Tollé dans les syndicats
« Comment peut-on prétendre transformer l’agriculture si l’on méprise à ce point ceux qui en vivent ? », a réagi Arnaud Rousseau, président de la FNSEA. Du côté des Jeunes Agriculteurs, on déplore « une vision idéologique totalement déconnectée du terrain, où la rentabilité n’est pas un gros mot mais une condition de survie. »
Même dans les rangs écologistes, certains se distancient de la formule. Un élu EELV, sous couvert d’anonymat, reconnaît que « la forme dessert le fond. On ne peut pas revendiquer la bifurcation écologique tout en aliénant les agriculteurs. »

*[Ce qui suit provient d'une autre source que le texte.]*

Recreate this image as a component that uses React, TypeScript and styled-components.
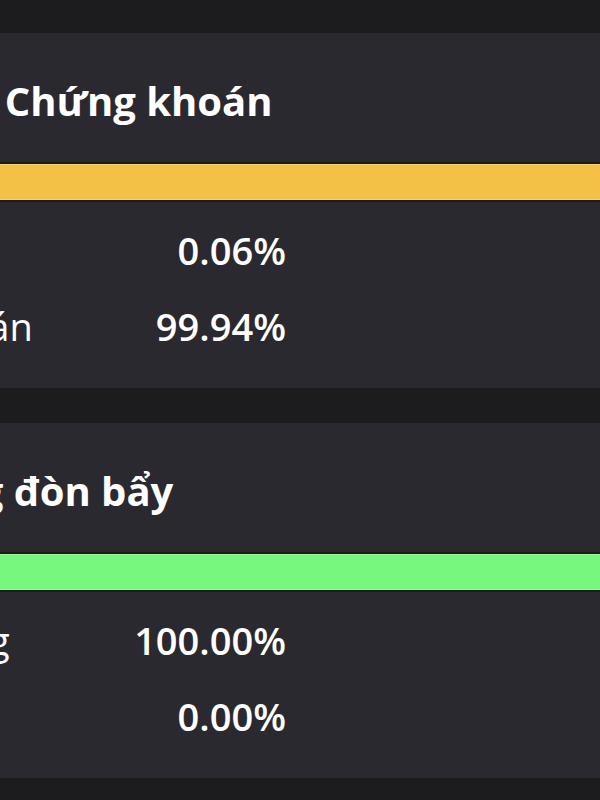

Une stratégie de rupture assumée
Sandrine Rousseau assume pleinement ses propos. Interrogée sur France Inter, elle précise : « Ce que je dis, c’est que si l’on continue à sacrifier les sols, la biodiversité et les paysans sur l’autel de la rentabilité, alors c’est l’agriculture elle-même qui disparaîtra. »
Pour l’élue, il s’agit de « sortir du modèle productiviste » et de « penser l’agriculture comme un bien commun, pas comme un marché ». Elle défend une vision agroécologique, locale, faiblement mécanisée, centrée sur la résilience plutôt que sur les rendements.
Une fracture révélatrice
Au-delà de la polémique, cette déclaration illustre le fossé grandissant entre une partie du mouvement écologiste radical et le monde agricole, y compris dans ses formes les plus durables. Nombre d’agriculteurs engagés dans la transition regrettent d’être pris en tenaille entre les injonctions écologiques et les réalités économiques.
« On nous demande de produire mieux, de réduire les intrants, de diversifier les cultures, mais tout ça a un coût. Et quand on parle de rentabilité, on nous jette la pierre », témoigne une agricultrice bio en Dordogne. « Sans viabilité économique, il n’y a pas d’écologie possible. »
Une question de méthode
Le débat relancé par cette formule choc pose une vraie question politique : comment concilier transition écologique et justice sociale dans le monde rural ? Entre le rejet des modèles industriels et le besoin de garantir des revenus décents aux agriculteurs, le chemin reste étroit.
La polémique autour de Sandrine Rousseau est donc peut-être, au-delà du clash médiatique, un révélateur. Celui d’un dialogue encore trop conflictuel entre écologie politique et agriculture de terrain.